Wikipedia: The One Platform You Can’t SEO Your Way Into
AEO, GEO and LLMO, oh my! Wikipedia is secretly at the center of a new marketing discipline. Plus, how Wikipedia editors reacted to a Wikimedia Foundation experiment with AI summaries.
📰 In the News
To AI or not to AI?
That is the question of the month! Wikipedia's answer? Yes… then no. In early June, the Wikimedia Foundation announced that the volunteer-edited online encyclopedia would be trying out some new AI features, including a two-week, opt-in trial course for AI-written summaries of top articles.
The community response was an emphatic thumbs down. In various forums around Wikipedia, editors questioned the usefulness and accuracy of the feature. Others pointed out Wikipedia’s own reputation for reliability has never been rock solid, and this wouldn’t help. At least two editors simply said, "yuck".

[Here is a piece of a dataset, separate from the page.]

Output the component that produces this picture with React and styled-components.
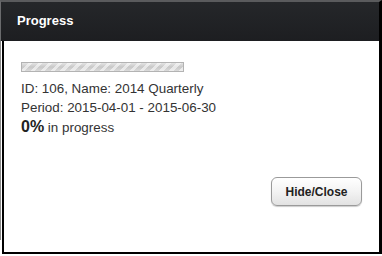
import React from "react";
import styled, { createGlobalStyle } from "styled-components";

const Global = createGlobalStyle`
  html, body { margin: 0; padding: 0; background: #fff; }
  body { font-family: "Liberation Sans", Arial, sans-serif; }
`;

const Frame = styled.div`
  width: 382px;
  height: 254px;
  display: flex;
  flex-direction: column;
  box-sizing: border-box;
`;

const Header = styled.div`
  height: 41px;
  box-sizing: border-box;
  border-top: 2px solid #5a5b5d;
  border-left: 1px solid #6a6b6d;
  border-right: 3px solid #000;
  background: linear-gradient(#25272a, #1d1e21);
  display: flex;
  align-items: center;
  padding: 0 0 2px 16px;
  color: #fff;
  font-weight: bold;
  font-size: 13px;
`;

const Row = styled.div`
  flex: 1;
  display: flex;
`;

const Strip = styled.div`
  width: 1px;
  height: 199px;
  background: #8a8a8a;
  margin-right: 1px;
`;

const Body = styled.div`
  flex: 1;
  box-sizing: border-box;
  border-left: 2px solid #000;
  border-right: 3px solid #000;
  border-bottom: 2px solid #000;
  padding: 21px 17px 0 17px;
  display: flex;
  flex-direction: column;
  color: #333;
  font-size: 13.4px;
`;

const Bar = styled.div`
  width: 163px;
  height: 10px;
  box-sizing: border-box;
  border: 1px solid #b3b3b3;
  background:
    repeating-linear-gradient(
      -45deg,
      rgba(255,255,255,0.55) 0 3px,
      rgba(255,255,255,0) 3px 7px
    ),
    linear-gradient(#e4e4e4, #c8c8c8 50%, #dadada);
  margin-bottom: 7px;
`;

const Line = styled.div`
  line-height: 19px;
  white-space: nowrap;
`;

const Percent = styled.span`
  font-weight: bold;
  font-size: 16px;
  color: #222;
`;

const Actions = styled.div`
  display: flex;
  justify-content: flex-end;
  margin-top: 40px;
`;

const Button = styled.button`
  width: 91px;
  height: 29px;
  border: 1px solid #9a9a9a;
  border-radius: 6px;
  background: linear-gradient(#ffffff, #f3f3f3 50%, #e2e2e2);
  box-shadow: 0 1px 1px rgba(0,0,0,0.2);
  font-family: "Liberation Sans", Arial, sans-serif;
  font-weight: bold;
  font-size: 12px;
  color: #222;
  padding: 0;
`;

export default function App() {
  return (
    <>
      <Global />
      <Frame>
        <Header>Progress</Header>
        <Row>
          <Strip />
          <Body>
            <Bar />
            <Line>ID: 106, Name: 2014 Quarterly</Line>
            <Line>Period: 2015-04-01 - 2015-06-30</Line>
            <Line>
              <Percent>0%</Percent> in progress
            </Line>
            <Actions>
              <Button>Hide/Close</Button>
            </Actions>
          </Body>
        </Row>
      </Frame>
    </>
  );
}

The Wikimedia Foundation has an iffy track record when it comes to rolling out new features, even ones that it thinks will help its community of editors. In 2013, the debut of Wikipedia’s rich-text editing feature, Visual Editor, was temporarily rolled back after an editor backlash. Now as then, some editors did not feel the WMF had gathered enough input from the community.
No matter the caveats: it was only a test, only for a few of the most popular articles, only for the mobile site, only on an opt-in basis, and with an “unverified” tag to alert users. The WMF had also given plenty of heads up: the WMF announced in May its plan to use AI in product infrastructure and research.
Never let it be said that the WMF does not listen, and they quickly put the whole thing on “pause”. In fact, it never saw the light of day. But just as the Visual Editor eventually became the default for newly registered accounts, the WMF said that it still wants to use AI on the site—but that future moves will consult editors first.
🔔 Wiki Briefing
Everyone’s Talking AI Search. Few Understand Wikipedia.
AI-powered search is having a moment. Answer engine optimization (AEO) and its identical twin, generative engine optimization (GEO), are the latest additions to the digital strategy playbook. Substack posts, LinkedIn essays, and agency blogs exploring how to influence large language model outputs are multiplying. The goal is straightforward: appear in AI-generated answers.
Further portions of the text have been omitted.